On each action listed above (deposit, withdrawal, rebase) the difference relative to the threshold should be checked and, if appropriate, trigger the rebalance. Anyone calling the rebalance can be rewarded with $50 in DIGG in whatever the overweight asset is at that time for their trouble (and gas).

Ideally the rebalance can be called by the rebase contract directly. If not, hopefully the incentive will be enough to inspire prompt rebalances.

Fees

Standard fees can apply, my preference would be for a deposit fee that would reward those that had been in the pool longer at the expense of new entrants (.5% seems appropriate).

Performance

It will be difficult to determine a benchmark to compare against to determine “performance”. We can leave performance fees as 0. In lieu of this a small fee could be taken on each rebalance.

Other Thoughts

  1. The SETT could hold DIGG and a different b-SETT (brenCRV SETT) token instead of WBTC to get the benefit of the yield inherent in the SETT. The amount compared to the balance of DIGG would be adjusted by the brenCRV<>WBTC price. More complicated, but not impossible.
  2. Lockup periods or other incentives (rewards multipliers through staking) could be added to really improve stability
  3. This is only possible due to the existence of the SETTs. It is simple but still a novel concept. It could have limits on the amount of deposits it can receive to limit the potential downside.
  4. Ideally the rebalance function can be called on rebase. if not then that may need to be looked at more closely.
  5. It may make sense to have a larger rebalance threshold to start (5+%) and then reduce via governance (if possible) over time

Conclusion

This SETT could be a differentiator and be a key piece of DIGG being the most successful rebasing asset to launch to date.

12 Likes

Still reading and processing the proposal but one thing that stands out to me is the tight range of 1% when a rebalance happens. This seems too aggressive but would like to understand your thinking on that narrow range? We want folks to trade DIGG and if the range is too narrow it might not be as profitable as it needs to be for those traders. We obviously do not want extremee as they can have destabilizing effects but again want to understand the thinking around the 1% number.

3 Likes

Thanks for the response, yes we may want a wider range to start and can adjust as we go. Youre right, especially at launch 1% would be too tight, ideally its not a super-frequent thing so rebalancing benefit plays out. Maybe start at 20 or 30. Early on big deposits would even trigger a rebalance

1 Like

I suggest we start a very broad range at 30% at first as it needs to get its footing and increase its liquidity level all of which will result in high volatility. I would not make the tuning of that range up for a vote for the duration of the liquidity mining and leave that to someone like you who can monitor, analyze the situation, and adjust accordingly. Agility I think is key here. Lastly, I place both a geyser multiplier and lock up any rewards for the first 60 days to minimize volatility since the ups and downs of such a token can be quite stomach-turning especially at its inception.

1 Like

It would be curious to look at a couple of simulations of this strategy and compare its performance to holding 1 Digg + 1 BTC.

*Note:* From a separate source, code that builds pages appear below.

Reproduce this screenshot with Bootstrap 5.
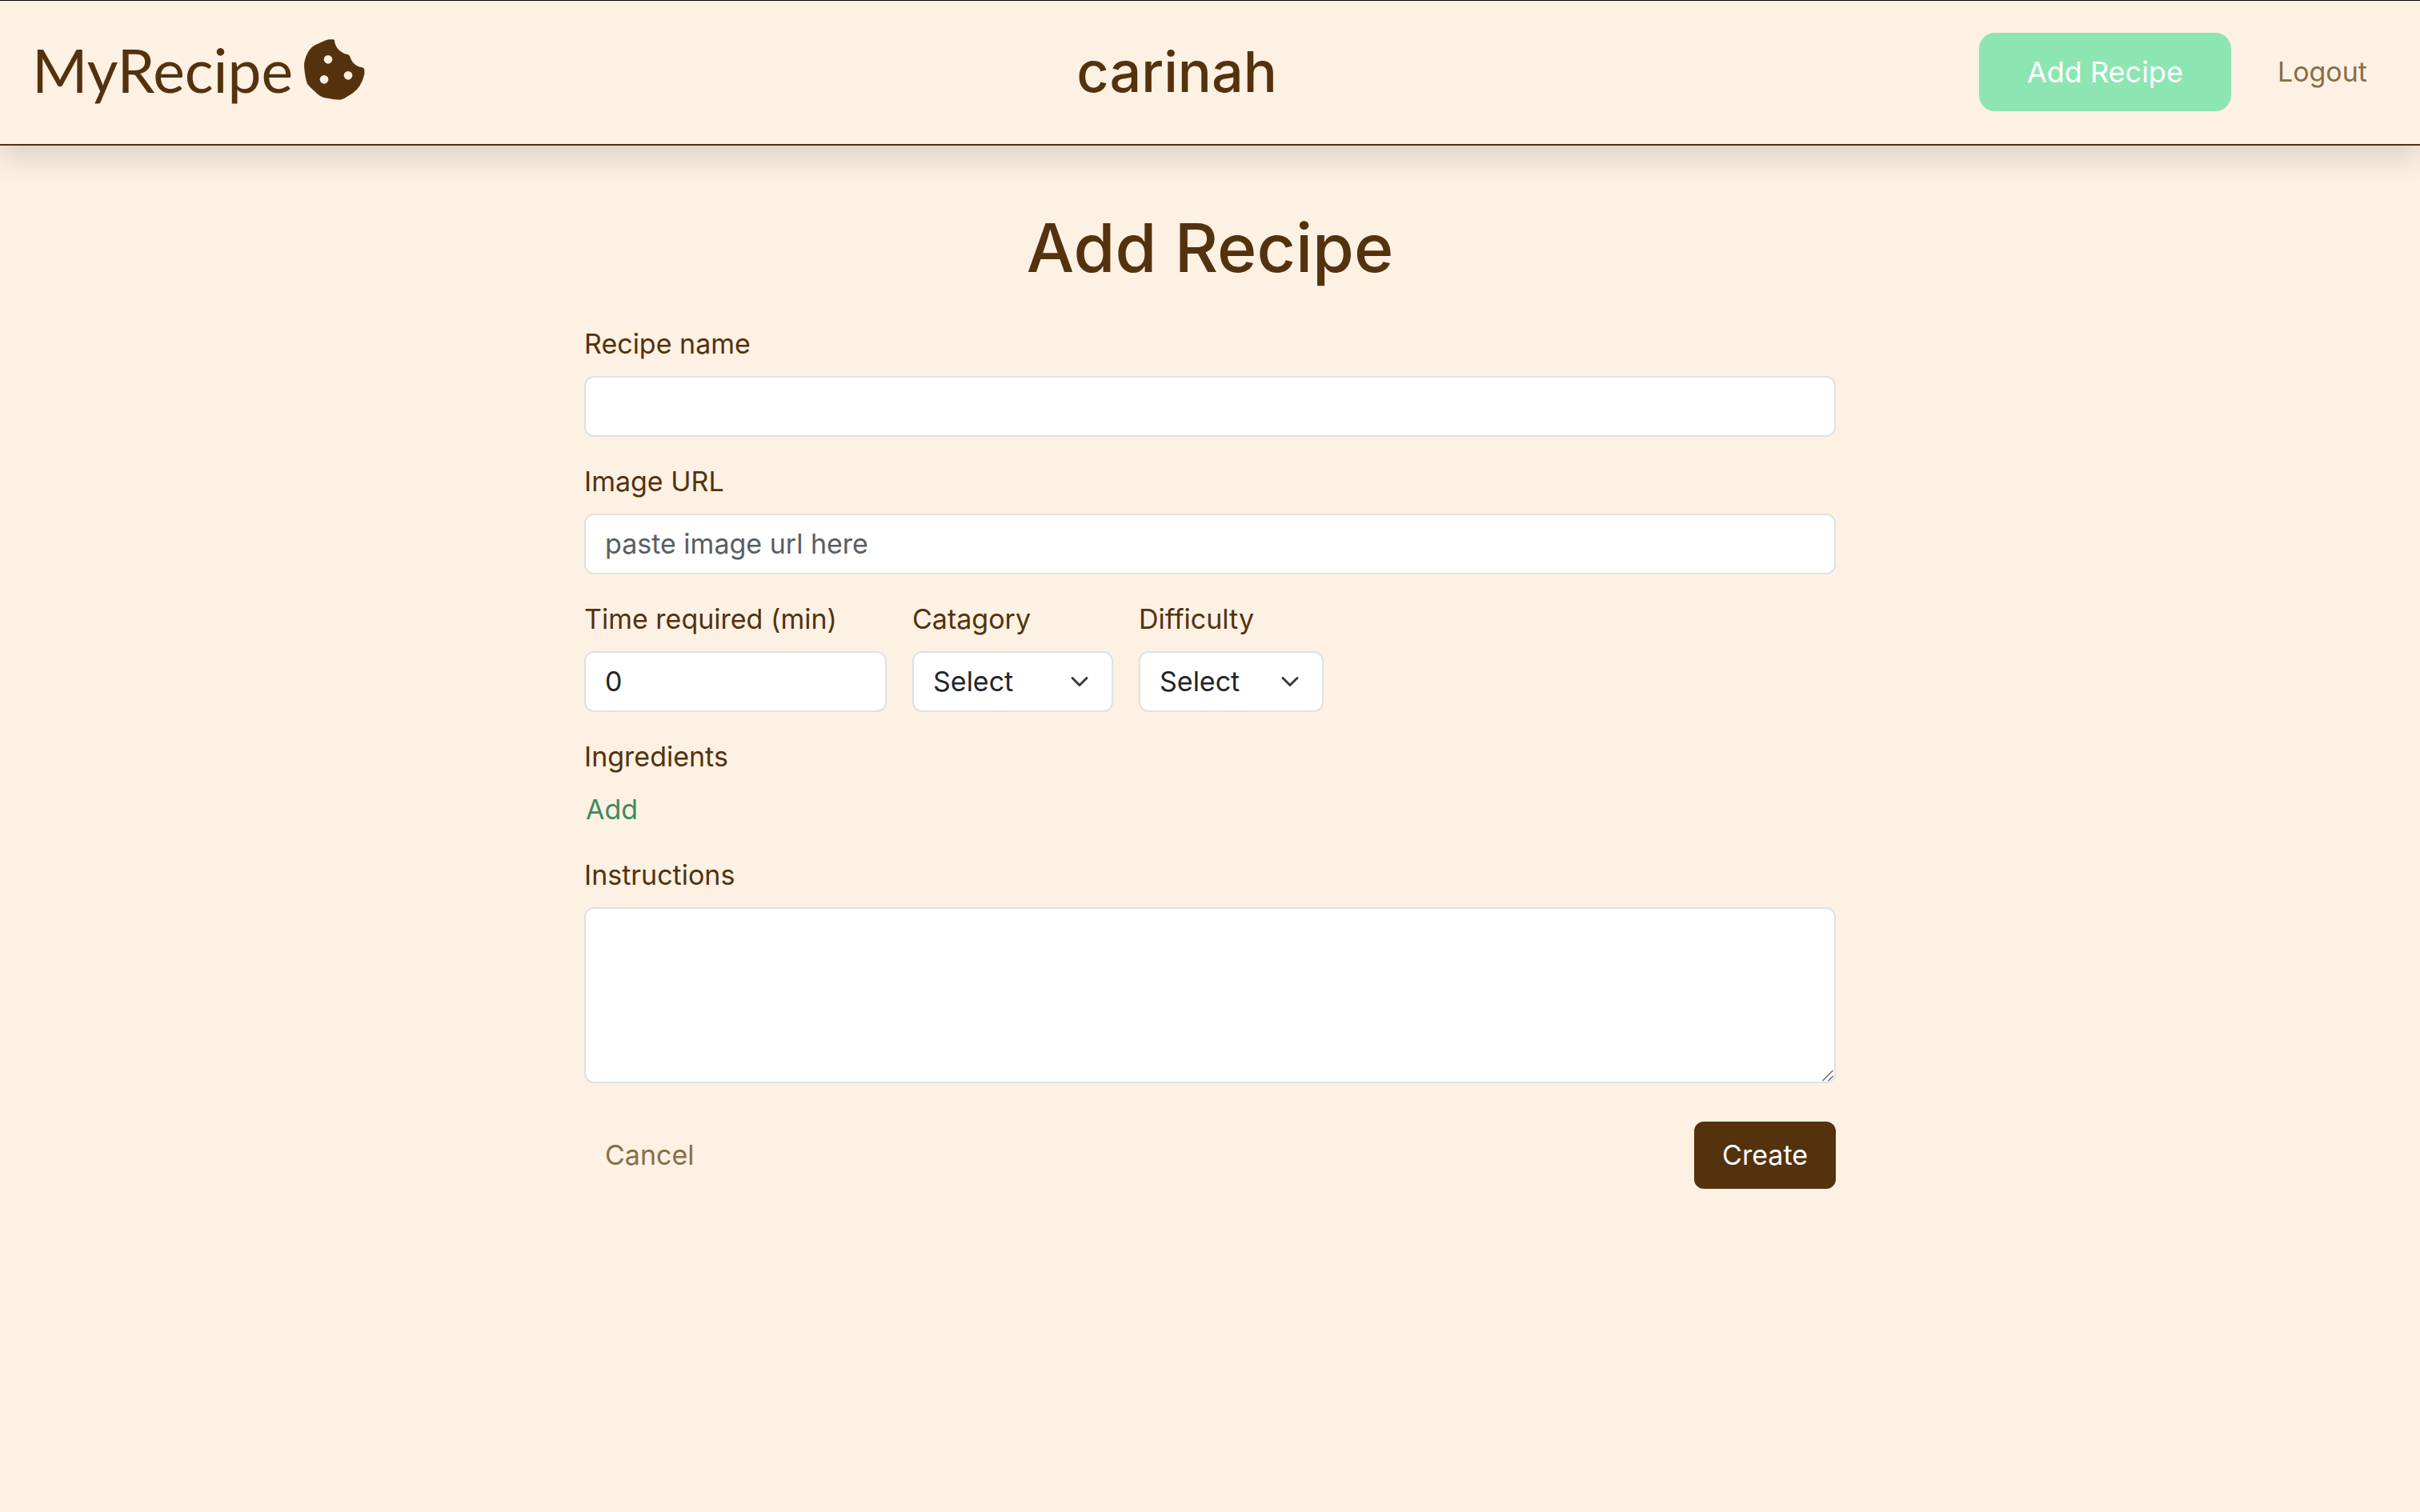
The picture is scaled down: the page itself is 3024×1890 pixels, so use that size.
<!DOCTYPE html>
<html lang="en">
<head>
<meta charset="utf-8">
<meta name="viewport" content="width=device-width, initial-scale=1">
<title>MyRecipe - Add Recipe</title>
<link href="https://cdn.jsdelivr.net/npm/bootstrap@5.3.0/dist/css/bootstrap.min.css" rel="stylesheet">
<style>
  :root {
    font-size: 32px;
    --brown: #54320e;
    --brown-soft: #8a6d4b;
    --cream: #fdf1e3;
    --mint: #8de6b2;
  }
  body {
    --bs-border-width: 2px;
    font-family: Inter, "Open Sans", sans-serif;
    font-size: 34px;
    line-height: 48px;
    color: var(--brown);
    background: var(--cream);
    border-top: 1px solid #000;
  }
  .site-bar {
    background: var(--cream);
    border-bottom: 2px solid var(--brown);
    padding: 40px 40px 41px;
  }
  .brand-link {
    font-family: Lato, sans-serif;
    font-size: 75px;
    line-height: 92px;
    padding: 0 12px 6px 0;
    gap: 14px;
    color: var(--brown);
  }
  .cookie { width: 76px; height: 76px; }
  .user-name { font-size: 70px; line-height: 76px; font-weight: 500; }
  .page-title { font-size: 84px; line-height: 96px; font-weight: 500; padding-top: 80px; }
  .btn { --bs-btn-font-size: 34px; --bs-btn-line-height: 48px; --bs-btn-border-width: 2px; line-height: 48px; }
  .btn-mint {
    --bs-btn-font-size: 36px;
    --bs-btn-color: #fff;
    --bs-btn-bg: var(--mint);
    --bs-btn-border-color: var(--mint);
    --bs-btn-padding-x: 58px;
    --bs-btn-padding-y: 23px;
    --bs-btn-border-radius: 20px;
  }
  .btn-brown {
    --bs-btn-color: #fff;
    --bs-btn-bg: var(--brown);
    --bs-btn-border-color: var(--brown);
    --bs-btn-padding-x: 33px;
    --bs-btn-padding-y: 16px;
  }
  .btn-quiet { --bs-btn-color: var(--brown-soft); }
  .btn-plus { --bs-btn-color: #3f8a5e; --bs-btn-padding-x: 0; --bs-btn-padding-y: 0; }
  .recipe-form { max-width: 1564px; }
  .form-control, .form-select { font-size: 34px; line-height: 48px; border-width: 2px; border-color: #dee2e6; }
  .form-control::placeholder { color: #5a5e63; }
  .form-select { background-size: 32px 24px; }
  .time-box { width: 378px; }
  .category-box { width: 251px; }
  .difficulty-box { width: 231px; }
  textarea.form-control { min-height: 220px; }
  textarea::-webkit-resizer {
    background: url("data:image/svg+xml,%3csvg xmlns='http://www.w3.org/2000/svg' viewBox='0 0 15 15'%3e%3cpath d='M0.5 14L13.5 1M7.5 14L13.5 8' stroke='%23666' stroke-width='1.5' fill='none'/%3e%3c/svg%3e") center / 15px 15px no-repeat;
  }
</style>
</head>
<body>
<nav class="site-bar shadow d-flex justify-content-between align-items-center">
  <a href="#" class="brand-link d-flex align-items-center text-decoration-none">
    <span>MyRecipe</span>
    <svg class="cookie" viewBox="58 57 228 228" aria-hidden="true">
      <path fill="#54320e" d="M151 58h18q4 2 4 12 6 22 22 33 12 10 28 12 7 3 9 13 6 17 22 27 9 7 22 8 8 3 8 9v16q-5 24-17 43-11 18-28 29-15 9-29 18-8 5-18 6-21 0-42-5-20-2-32-9-12-8-24-21-17-15-24-25-8-22-11-56-2-23 2-32 6-28 26-49 14-11 36-19 16-8 28-10z"/>
      <g fill="#fdf1e3"><circle cx="148" cy="133" r="16"/><circle cx="133" cy="208" r="16"/><circle cx="223" cy="193" r="16"/></g>
    </svg>
  </a>
  <h2 class="user-name m-0">carinah</h2>
  <div class="d-flex align-items-center gap-3">
    <button type="button" class="btn btn-mint">Add Recipe</button>
    <button type="button" class="btn btn-quiet">Logout</button>
  </div>
</nav>
<main class="recipe-form mx-auto">
  <h1 class="page-title text-center mt-0 mb-4">Add Recipe</h1>
  <form>
    <div class="mb-3">
      <label class="form-label" for="name">Recipe name</label>
      <input class="form-control" id="name" type="text">
    </div>
    <div class="mb-3">
      <label class="form-label" for="image">Image URL</label>
      <input class="form-control" id="image" type="text" placeholder="paste image url here">
    </div>
    <div class="d-flex gap-3 mb-3">
      <div class="time-box">
        <label class="form-label" for="time">Time required (min)</label>
        <input class="form-control" id="time" type="number" value="0">
      </div>
      <div class="category-box">
        <label class="form-label" for="category">Catagory</label>
        <select class="form-select" id="category"><option>Select</option></select>
      </div>
      <div class="difficulty-box">
        <label class="form-label" for="difficulty">Difficulty</label>
        <select class="form-select" id="difficulty"><option>Select</option></select>
      </div>
    </div>
    <div class="mb-3">
      <div class="mb-2">Ingredients</div>
      <button type="button" class="btn btn-plus d-block">Add</button>
    </div>
    <div class="mb-4">
      <label class="form-label" for="steps">Instructions</label>
      <textarea class="form-control" id="steps" rows="4"></textarea>
    </div>
    <div class="d-flex justify-content-between align-items-center">
      <button type="button" class="btn btn-quiet">Cancel</button>
      <button type="submit" class="btn btn-brown">Create</button>
    </div>
  </form>
</main>
<script src="https://cdn.jsdelivr.net/npm/bootstrap@5.3.0/dist/js/bootstrap.bundle.min.js"></script>
</body>
</html>
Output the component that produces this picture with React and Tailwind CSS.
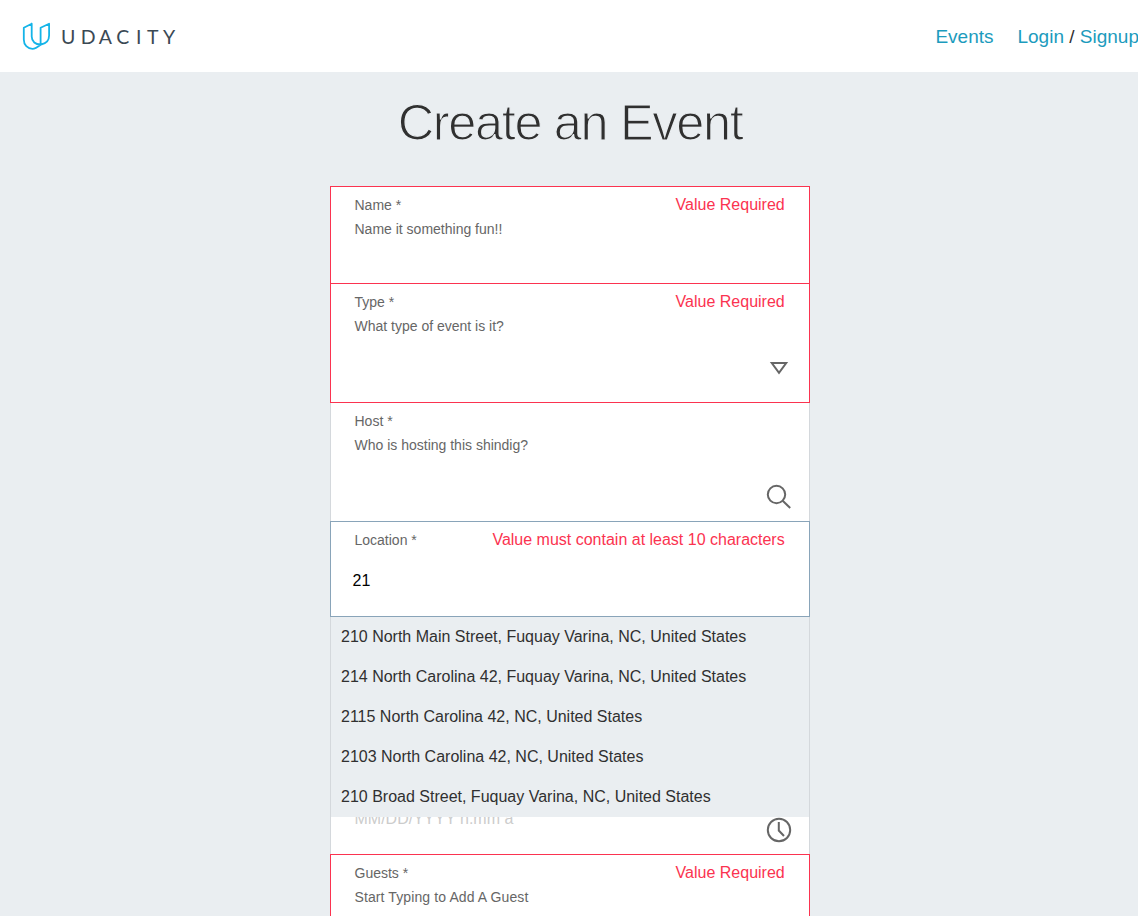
const frames = {
  error: 'z-10 border-[#fb3350]',
  idle: 'border-[#d4d8dc]',
  focus: 'z-20 border-[#89a4b9]',
};

const suggestions = [
  '210 North Main Street, Fuquay Varina, NC, United States',
  '214 North Carolina 42, Fuquay Varina, NC, United States',
  '2115 North Carolina 42, NC, United States',
  '2103 North Carolina 42, NC, United States',
  '210 Broad Street, Fuquay Varina, NC, United States',
];

function Logo() {
  return (
    <svg className="block" width="160" height="32" viewBox="20 20 160 32" fill="none">
      <path
        d="M31.7 23.7 L23.8 27.7 V39.5 C23.8 45 27.5 48.8 32.5 48.8 C35.5 48.8 38 46.8 41 44.5 C46 43.6 49.1 40.3 49.1 35.5 V23.7 L40.6 27.8 V44 M31.7 23.7 V36.5 C31.7 41.5 35.5 44.8 41 44.5"
        stroke="#14b4e8"
        strokeWidth="1.8"
        strokeLinejoin="round"
        strokeLinecap="round"
      />
      <g fill="#3b4954" fontFamily="Lato, sans-serif" fontSize="19.5">
        <text x="61" y="43.5">U</text>
        <text x="80.8" y="43.5">D</text>
        <text x="98.7" y="43.5">A</text>
        <text x="116.2" y="43.5">C</text>
        <text x="136" y="43.5">I</text>
        <text x="147" y="43.5">T</text>
        <text x="163" y="43.5">Y</text>
      </g>
    </svg>
  );
}

function Triangle() {
  return (
    <svg width="26" height="26" viewBox="0 0 26 26" fill="none" stroke="#666" strokeWidth="2">
      <path d="M5.8 8 H20.2 L13 17.8 Z" />
    </svg>
  );
}

function Magnifier() {
  return (
    <svg width="26" height="26" viewBox="0 0 26 26" fill="none" stroke="#666" strokeWidth="2">
      <circle cx="10.5" cy="10.5" r="8.7" />
      <path d="M16.7 16.7 L24.2 24" />
    </svg>
  );
}

function Clock() {
  return (
    <svg width="26" height="26" viewBox="0 0 26 26" fill="none" stroke="#666" strokeWidth="2">
      <circle cx="13" cy="13" r="11.2" />
      <path d="M12.8 5 V13.5 L18 19" />
    </svg>
  );
}

function Field({ label, hint, error, state, size, children }) {
  return (
    <div className={`relative -mb-px flex flex-col border bg-white pl-[23.5px] ${frames[state]} ${size}`}>
      <div className="mt-[6px] flex h-6 items-center justify-between pr-[24.3px] text-sm text-[#666]">
        <span>{label}</span>
        <span className="text-base text-[#fb3350]">{error}</span>
      </div>
      <div className="h-6 text-sm leading-6 text-[#666]">{hint}</div>
      {children}
    </div>
  );
}

export default function App() {
  return (
    <div className="h-[916px] overflow-hidden bg-[#eaeef1] font-['Liberation_Sans',Arial,sans-serif] text-[#303030]">
      <header className="flex h-[72px] items-center justify-between bg-white pl-5">
        <Logo />
        <nav className="-mr-px flex gap-6 whitespace-nowrap pt-[2px] text-[19px] text-[#1c9bbd]">
          <a>Events</a>
          <span>
            <a>Login</a>
            <span className="text-[#303030]"> / </span>
            <a>Signup</a>
          </span>
        </nav>
      </header>
      <main className="mx-auto w-[480px] translate-x-px">
        <h1 className="mb-[35px] mt-[23px] whitespace-nowrap text-center text-[50.5px] leading-[56px] tracking-[-1.35px] [-webkit-text-stroke:1.2px_#eaeef1]">
          Create an Event
        </h1>
        <form>
          <Field label="Name *" hint="Name it something fun!!" error="Value Required" state="error" size="h-[98px]" />
          <Field label="Type *" hint="What type of event is it?" error="Value Required" state="error" size="h-[120px]">
            <div className="mr-[17px] mt-[17px] flex justify-end"><Triangle /></div>
          </Field>
          <Field label="Host *" hint="Who is hosting this shindig?" state="idle" size="h-[120px]">
            <div className="mr-[17px] mt-[27px] flex justify-end"><Magnifier /></div>
          </Field>
          <Field label="Location *" error="Value must contain at least 10 characters" state="focus" size="h-[96px]">
            <div className="-ml-[2px] -mt-[7px] h-6 text-base leading-6 text-black">21</div>
            <ul className="absolute -inset-x-px top-[95px] border-x border-[#d4d8dc] bg-[#eaeef1]">
              {suggestions.map((text) => (
                <li key={text} className="h-10 whitespace-nowrap pl-[10px] text-base leading-10">
                  {text}
                </li>
              ))}
            </ul>
          </Field>
          <Field state="idle" size="h-[239px]">
            <div className="mt-[135px] flex items-start justify-between pr-[17px]">
              <span className="mt-px text-base leading-6 text-[#ccc]">MM/DD/YYYY h:mm a</span>
              <span className="mt-[11px]"><Clock /></span>
            </div>
          </Field>
          <Field
            label="Guests *"
            hint={<span className="tracking-[0.11px]">Start Typing to Add A Guest</span>}
            error="Value Required"
            state="error"
            size="h-[120px]"
          />
        </form>
      </main>
    </div>
  );
}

The ultimate parameter is the buying power of the underlying holdings.
So it is essential to understand well how this parameter deviates when facing certain market conditions.

Once we have the model that accounts for rebasing + rebalancing, we also could backtest it on the price history of other rebasing projects.

Of course, implementing this Sett would affect the price performance a lot based on the amount of money that’s locked in it - so this could be a further area to explore.

An interesting proposal overall, I’d like to understand it better.

Really great idea. It would be great to have this from the beginning.

And in the future if possible, it would be better to upgrade this to balancer private pool which does the same (maybe have other btcs as well).

Balancer pool

No additional gas fees for rebalancing.
Providing additional liquidity.
Additional incentive through fees.
Will keep the withdrawal fee from setts as is.

But this approach might keep the price too close to peg, it might not be such a good thing during initial stages so it is still something to think about in later stages.

yeah, doing it with balancer would be really cool. i think it could be done with a smart pool but would take some work. the strategy i think mostly dampens rebases in the same direction. So the hope is it would still allow for progressive growth but then give it breathing room when some negative rebases start.